Overview

Sifflet comes with a large number of built-in integrations spanning your entire data pipelines’ stack, from ingestion to consumption. Built-in integrations automatically collect metadata and lineage information and make it available in the Data Catalog.

In some cases though, Sifflet cannot retrieve assets metadata and lineage information, for instance because the built-in integration doesn't exist yet, because Sifflet cannot connect to your closed environment or doesn't have enough access to retrieve and compute the lineage, etc.

For these cases, you have the possibility to programmatically declare data pipeline assets and lineage to ensure an end-to-end observability experience. You can for instance:

Reflect data sources such as CRMs (e.g. Salesforce, Pipedrive, etc.), ERPs (e.g. SAP, etc.), marketing automation tools (e.g. HubSpot, Marketo, etc.), etc.
Create assets from your preferred BI tools (e.g. Metabase, MicroStrategy, etc.)
Surface key API calls and custom scripts
Display machine learning models
Catalog and reflect orchestrators on lineage
Show custom data applications
Link assets Sifflet cannot compute lineage for

Getting Started

To programatically declare assets and their lineage, you need to leverage the declared assets & lineage framework. This framework leverages two API endpoints that allow you to declare three main object types.

Assets

Assets are the smallest entity you can currently declare. They correspond to data-related components such as a dashboard, a table, a machine learning model, etc. Declared assets will show up like regular assets on your Data catalog.

Sources

Sources are a logic way to group your assets. You can for instance have a source corresponding to your staging assets and another one corresponding to your production assets. Declared sources will show up alongside Sifflet sources. Declaring sources is optional as it is done automatically from URI.

Workspaces

Workspaces are the highest entity you can declare, they contain declared sources and assets. Workspaces are isolated from each other. Workspaces allow you to manage a collection of declared sources and assets without interfering with collections owned by different teams that would exist in other workspaces.

Prerequisites

See API prerequisites

Manage Declarative Assets & Lineage

Declare Assets & Lineage

To declare assets & lineage, you need to leverage the POST /v1/assets/sync endpoint.

You can declare:

Assets only, using the assets array of objects
Lineage links only, using the lineages array of objects
Both assets and lineage links
- Using the assets array of objects that contains a lineages object
- Using the assets array of objects and the lineages array of objects
- Using a mix of the two above options

Sifflet is equipped with a set of technology icons, which allows you to have your declarative assets show up with the proper technology icon in the Sifflet application if you use the appropriate technology name when defining your assets' URIs. The list of expected technology names for URIs is available here.

Declare Sources

Declaring sources via the sources array of objects is optional. Declaring a source is useful if you want to attach it specific metadata (e.g. a name, a description, etc.). If no source is declared, Sifflet automatically adds declared assets to sources using declared assets URIs.

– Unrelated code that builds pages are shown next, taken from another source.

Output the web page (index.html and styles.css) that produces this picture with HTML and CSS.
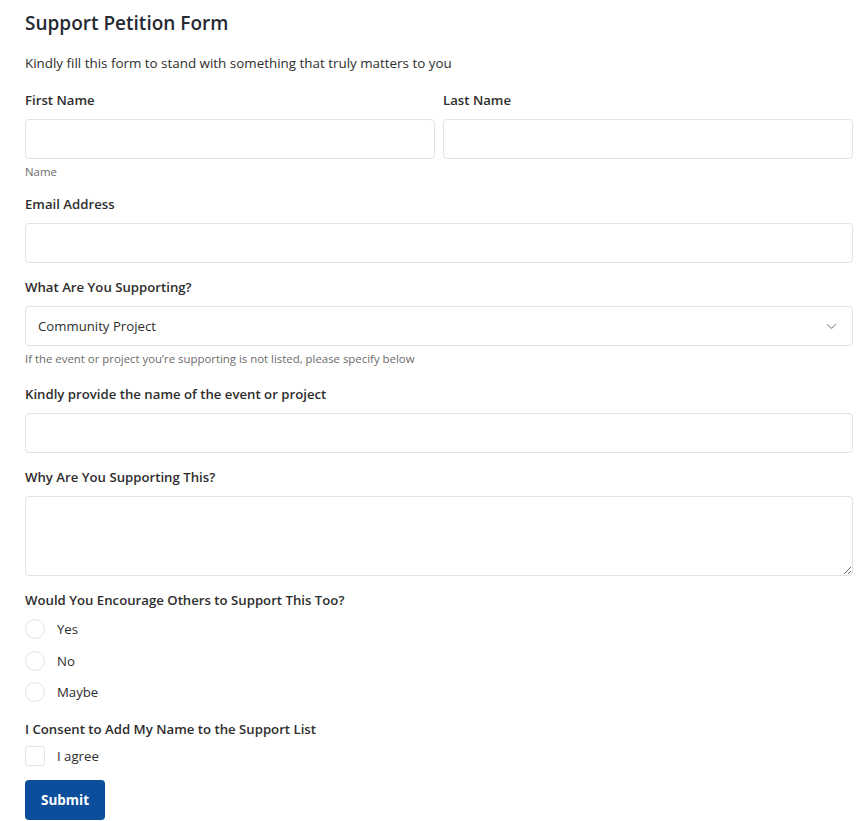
FILE: index.html
```html
<!DOCTYPE html>
<html>
  <head>
    <meta charset="utf-8"/>
    <meta name="viewport" content="width=device-width, initial-scale=1">
    <link rel="stylesheet" href="styles.css">
  </head>
<body>

<form class="petition">
  <h2 class="title">Support Petition Form</h2>
  <p class="intro">Kindly fill this form to stand with something that truly matters to you</p>

  <div class="row">
    <div class="field">
      <label class="label">First Name</label>
      <input class="input" type="text">
      <div class="hint hint-name">Name</div>
    </div>
    <div class="field">
      <label class="label">Last Name</label>
      <input class="input" type="text">
    </div>
  </div>

  <div class="field">
    <label class="label">Email Address</label>
    <input class="input" type="email">
  </div>

  <div class="field">
    <label class="label">What Are You Supporting?</label>
    <div class="select">
      <span>Community Project</span>
      <svg width="11" height="7" viewBox="0 0 11 7"><path d="M1 1.2 L5.5 5.4 L10 1.2" fill="none" stroke="#a0a0a0" stroke-width="1.1"/></svg>
    </div>
    <div class="hint">If the event or project you’re supporting is not listed, please specify below</div>
  </div>

  <div class="field">
    <label class="label">Kindly provide the name of the event or project</label>
    <input class="input" type="text">
  </div>

  <div class="field">
    <label class="label">Why Are You Supporting This?</label>
    <textarea class="textarea"></textarea>
  </div>

  <div class="field">
    <label class="label">Would You Encourage Others to Support This Too?</label>
    <div class="options">
      <div class="option"><span class="radio"></span>Yes</div>
      <div class="option"><span class="radio"></span>No</div>
      <div class="option"><span class="radio"></span>Maybe</div>
    </div>
  </div>

  <div class="field consent">
    <label class="label label-check">I Consent to Add My Name to the Support List</label>
    <div class="option"><span class="check"></span>I agree</div>
  </div>

  <button class="button" type="button">Submit</button>
</form>

</body>
</html>
```

FILE: styles.css
```css
* {
  box-sizing: border-box;
}

body {
  margin: 0;
  font-family: "Open Sans", Arial, sans-serif;
  color: #2e2e2e;
  background-color: #fff;
  overflow: hidden;
}

.petition {
  padding: 10px 9px 0 25px;
}

.title {
  margin: 0;
  font-size: 19px;
  line-height: 26px;
  font-weight: 600;
  color: #262a33;
}

.intro {
  margin: 18px 0 4px;
  font-size: 13.4px;
  line-height: 18px;
}

.row {
  display: flex;
  gap: 8px;
}

.row .field {
  flex: 1;
}

.field {
  margin-top: 15px;
}

.consent {
  margin-top: 18px;
}

.label {
  display: block;
  font-size: 13.2px;
  line-height: 18px;
  font-weight: 600;
  margin-bottom: 10px;
}

.label-check {
  margin-bottom: 8px;
}

.input,
.select,
.textarea {
  display: block;
  width: 100%;
  height: 40px;
  border: 1px solid #e2e2e2;
  border-radius: 4px;
  background: #fff;
  font-family: inherit;
}

.select {
  display: flex;
  align-items: center;
  justify-content: space-between;
  padding: 0 15px 0 12px;
  font-size: 13.2px;
}

.textarea {
  height: 80px;
  resize: vertical;
}

.hint {
  margin-top: 6px;
  padding-bottom: 4px;
  font-size: 11.4px;
  line-height: 14px;
  color: #6b6b6b;
}

.hint-name {
  padding-bottom: 1px;
}

.options {
  display: flex;
  flex-direction: column;
  gap: 11.5px;
}

.option {
  display: flex;
  align-items: center;
  height: 20px;
  font-size: 13.2px;
}

.radio,
.check {
  width: 20px;
  height: 20px;
  border: 1px solid #e2e2e2;
  margin-right: 12px;
}

.radio {
  border-radius: 50%;
}

.check {
  border-radius: 3px;
}

.button {
  display: block;
  margin-top: 14px;
  width: 80px;
  height: 40px;
  padding: 0;
  border: none;
  border-radius: 4px;
  background-color: #0b4f9c;
  color: #fff;
  font-family: inherit;
  font-size: 13.5px;
  font-weight: 700;
}
```
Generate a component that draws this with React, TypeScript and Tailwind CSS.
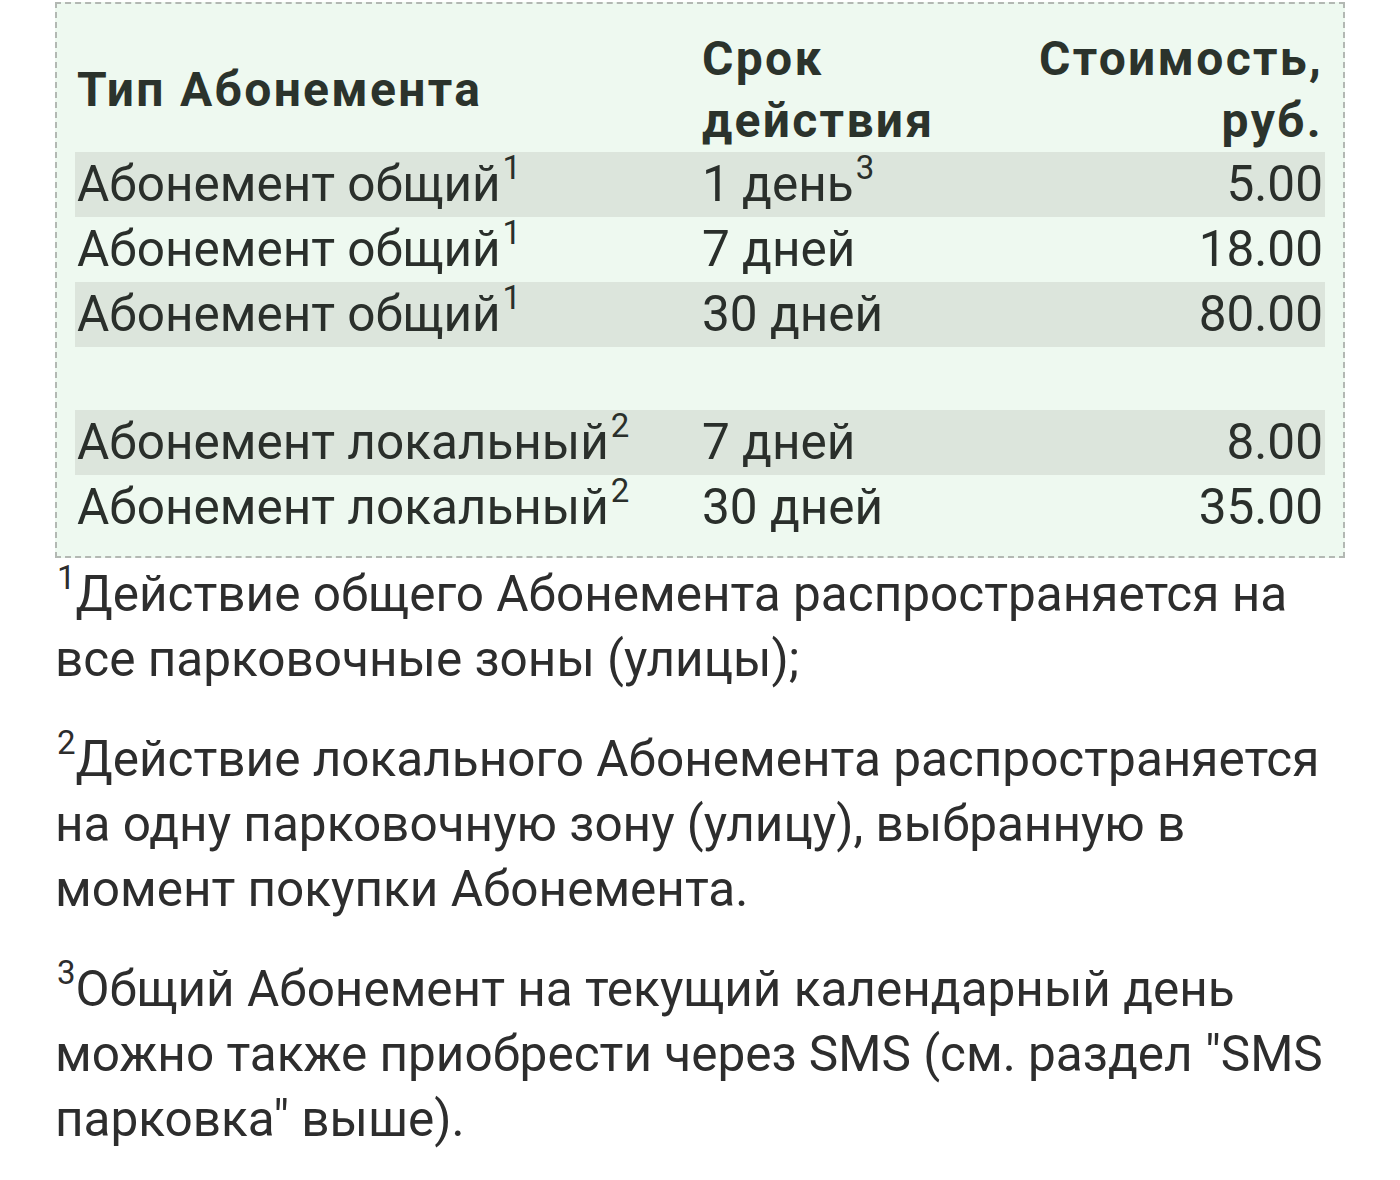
const rows = [
  { type: "Абонемент общий", note: "1", term: "1 день", termNote: "3", price: "5.00", band: true },
  { type: "Абонемент общий", note: "1", term: "7 дней", price: "18.00", band: false },
  { type: "Абонемент общий", note: "1", term: "30 дней", price: "80.00", band: true },
  null,
  { type: "Абонемент локальный", note: "2", term: "7 дней", price: "8.00", band: true },
  { type: "Абонемент локальный", note: "2", term: "30 дней", price: "35.00", band: false },
];

function Sup({ children }: { children: React.ReactNode }) {
  return <sup className="relative -top-[5px] ml-[2px] align-super text-[33px] leading-none">{children}</sup>;
}

export default function App() {
  return (
    <div className="min-h-[1180px] w-[1400px] bg-white font-['Roboto',_'Liberation_Sans',_sans-serif] text-[#2a2f2b]">
      <div className="px-[55px] pt-[2px]">
        {/* Tariff table */}
        <div className="border-2 border-dashed border-[#b3b8b3] bg-[#eef9f0] px-[18px] pt-[24px] pb-[16px]">
          <table className="w-full border-collapse text-[49.5px] leading-[65px]">
            <thead>
              <tr className="text-[48px] font-bold leading-[62px] tracking-[2.3px] text-[#2b332c]">
                <th className="w-[625px] px-[2px] text-left align-middle">Тип Абонемента</th>
                <th className="w-[300px] px-[2px] text-left">
                  Срок
                  <br />
                  действия
                </th>
                <th className="px-[2px] text-right">
                  Стоимость,
                  <br />
                  руб.
                </th>
              </tr>
            </thead>
            <tbody>
              {rows.map((r, i) =>
                r ? (
                  <tr key={i} className={r.band ? "bg-[#dce5dc]" : ""}>
                    <td className="px-[2px] whitespace-nowrap">
                      {r.type}
                      <Sup>{r.note}</Sup>
                    </td>
                    <td className="px-[2px] whitespace-nowrap">
                      {r.term}
                      {r.termNote && <Sup>{r.termNote}</Sup>}
                    </td>
                    <td className="px-[2px] text-right">{r.price}</td>
                  </tr>
                ) : (
                  <tr key={i}>
                    <td colSpan={3} className="h-[63px]"></td>
                  </tr>
                ),
              )}
            </tbody>
          </table>
        </div>

        {/* Footnotes */}
        <div className="pt-[4px] text-[49.5px] leading-[65px] text-[#2d2d2d]">
          <p>
            <Sup>1</Sup>Действие общего Абонемента распространяется на
            <br />
            все парковочные зоны (улицы);
          </p>
          <p className="mt-[35px]">
            <Sup>2</Sup>Действие локального Абонемента распространяется
            <br />
            на одну парковочную зону (улицу), выбранную в
            <br />
            момент покупки Абонемента.
          </p>
          <p className="mt-[35px]">
            <Sup>3</Sup>Общий Абонемент на текущий календарный день
            <br />
            можно также приобрести через SMS (см. раздел "SMS
            <br />
            парковка" выше).
          </p>
        </div>
      </div>
    </div>
  );
}
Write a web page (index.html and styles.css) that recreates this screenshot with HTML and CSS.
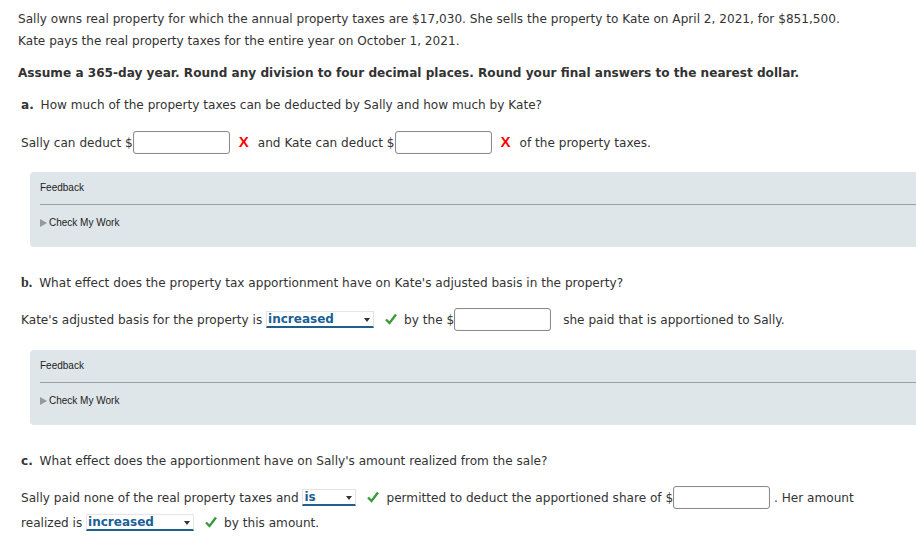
FILE: index.html
```html
<!DOCTYPE html>
<html>
<head>
<meta charset="utf-8">
<link rel="stylesheet" href="styles.css">
</head>
<body>
<div class="page">
  <p class="intro">Sally owns real property for which the annual property taxes are $17,030. She sells the property to Kate on April 2, 2021, for $851,500.<br>Kate pays the real property taxes for the entire year on October 1, 2021.</p>
  <p class="assume">Assume a 365-day year. Round any division to four decimal places. Round your final answers to the nearest dollar.</p>

  <p class="q"><b class="lbl">a.</b> How much of the property taxes can be deducted by Sally and how much by Kate?</p>
  <div class="row">Sally can deduct $<span class="inp"></span><span class="x">X</span>and Kate can deduct $<span class="inp"></span><span class="x">X</span>of the property taxes.</div>
  <div class="feedback">
    <div class="fb-title">Feedback</div>
    <div class="fb-check"><span class="tri"></span>Check My Work</div>
  </div>

  <p class="q qb"><b class="lbl serif">b.</b> What effect does the property tax apportionment have on Kate's adjusted basis in the property?</p>
  <div class="row">Kate's adjusted basis for the property is <span class="sel w108">increased<span class="arr"></span></span><span class="ok"><svg viewBox="0 0 14 14" width="14" height="14"><path d="M2 7.5 L5.5 11 L12 2.5" fill="none" stroke="#3a9a3a" stroke-width="2.4"/></svg></span>by the $<span class="inp"></span><span class="gap"></span>she paid that is apportioned to Sally.</div>
  <div class="feedback">
    <div class="fb-title">Feedback</div>
    <div class="fb-check"><span class="tri"></span>Check My Work</div>
  </div>

  <p class="q qb"><b class="lbl">c.</b> What effect does the apportionment have on Sally's amount realized from the sale?</p>
  <div class="row wrap">Sally paid none of the real property taxes and <span class="sel w54">is<span class="arr"></span></span><span class="ok"><svg viewBox="0 0 14 14" width="14" height="14"><path d="M2 7.5 L5.5 11 L12 2.5" fill="none" stroke="#3a9a3a" stroke-width="2.4"/></svg></span>permitted to deduct the apportioned share of $<span class="inp"></span> . Her amount realized is <span class="sel w108">increased<span class="arr"></span></span><span class="ok"><svg viewBox="0 0 14 14" width="14" height="14"><path d="M2 7.5 L5.5 11 L12 2.5" fill="none" stroke="#3a9a3a" stroke-width="2.4"/></svg></span>by this amount.</div>
</div>
</body>
</html>
```

FILE: styles.css
```css
html, body {
  margin: 0;
  padding: 0;
  background: #fff;
}
body {
  font-family: "DejaVu Sans", Verdana, sans-serif;
  font-size: 12.1px;
  color: #333;
}
.page {
  padding: 8px 0 0 18px;
}
p { margin: 0; }
.intro {
  line-height: 22px;
}
.assume {
  margin-top: 10px;
  line-height: 22px;
  font-weight: bold;
}
.q {
  margin-top: 10px;
  line-height: 22px;
  padding-left: 3px;
}
.qb { margin-top: 25px; }
.lbl { font-weight: bold; margin-right: 3px; }
.serif { font-family: "Liberation Serif", "Times New Roman", serif; font-size: 14px; }
.row {
  margin-top: 13px;
  padding-left: 3px;
  line-height: 24px;
  height: 24px;
  white-space: nowrap;
  padding-top: 1px;
}
.row.wrap {
  height: auto;
  white-space: normal;
  width: 860px;
  line-height: 25px;
}
.inp {
  display: inline-block;
  width: 95px;
  height: 21px;
  border: 1px solid #8a8a8a;
  border-radius: 3px;
  vertical-align: middle;
  box-shadow: inset 0 0 1px #ccc;
  margin-top: -2px;
}
.x {
  display: inline-block;
  color: #f00;
  font-weight: bold;
  font-family: "Liberation Sans", Arial, sans-serif;
  font-size: 15px;
  margin: 0 9px 0 9px;
}
.ok {
  display: inline-block;
  vertical-align: middle;
  margin: -3px 6px 0 10px;
  line-height: 0;
}
.gap { display: inline-block; width: 12px; }
.sel {
  display: inline-block;
  position: relative;
  box-sizing: border-box;
  height: 17px;
  line-height: 14px;
  vertical-align: middle;
  margin-top: -3px;
  border: 1px solid #e4e4e4;
  border-bottom: 2px solid #1f5f8f;
  color: #1a5f96;
  font-weight: bold;
  font-size: 12px;
  padding-left: 1px;
  text-align: left;
}
.w108 { width: 108px; }
.w54 { width: 54px; }
.arr {
  position: absolute;
  right: 3px;
  top: 6px;
  width: 0;
  height: 0;
  border-left: 3px solid transparent;
  border-right: 3px solid transparent;
  border-top: 4px solid #333;
}
.feedback {
  margin: 18px 0 0 12px;
  height: 75px;
  box-sizing: border-box;
  background: #dfe6e9;
  border-radius: 4px 0 0 4px;
  padding: 0 0 0 10px;
  font-family: "Liberation Sans", Arial, sans-serif;
  font-size: 10px;
  color: #222;
}
.fb-title {
  height: 32px;
  line-height: 31px;
  border-bottom: 1px solid #9aa0a3;
}
.fb-check {
  line-height: 36px;
}
.tri {
  display: inline-block;
  width: 0;
  height: 0;
  border-top: 4px solid transparent;
  border-bottom: 4px solid transparent;
  border-left: 7px solid #999;
  margin-right: 2px;
  vertical-align: -1px;
}
```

Modify Declarative Assets & Lineage

Once assets, lineage links, and sources are created in a workspace, they become read-only on the User Interface (UI). Modifications or deletions are exclusively through the declarative asset & lineage framework. This will evolve in the future to allow you to manage your declarative assets & lineage both programmatically and from the UI.

To modify declarative assets and sources, just update your JSON payload and push the new version to the POST /v1/assets/sync endpoint.

Deleted Declarative Assets & Lineage

To delete declarative assets & lineage, you need to leverage the DELETE /v1/assets/{name} endpoint.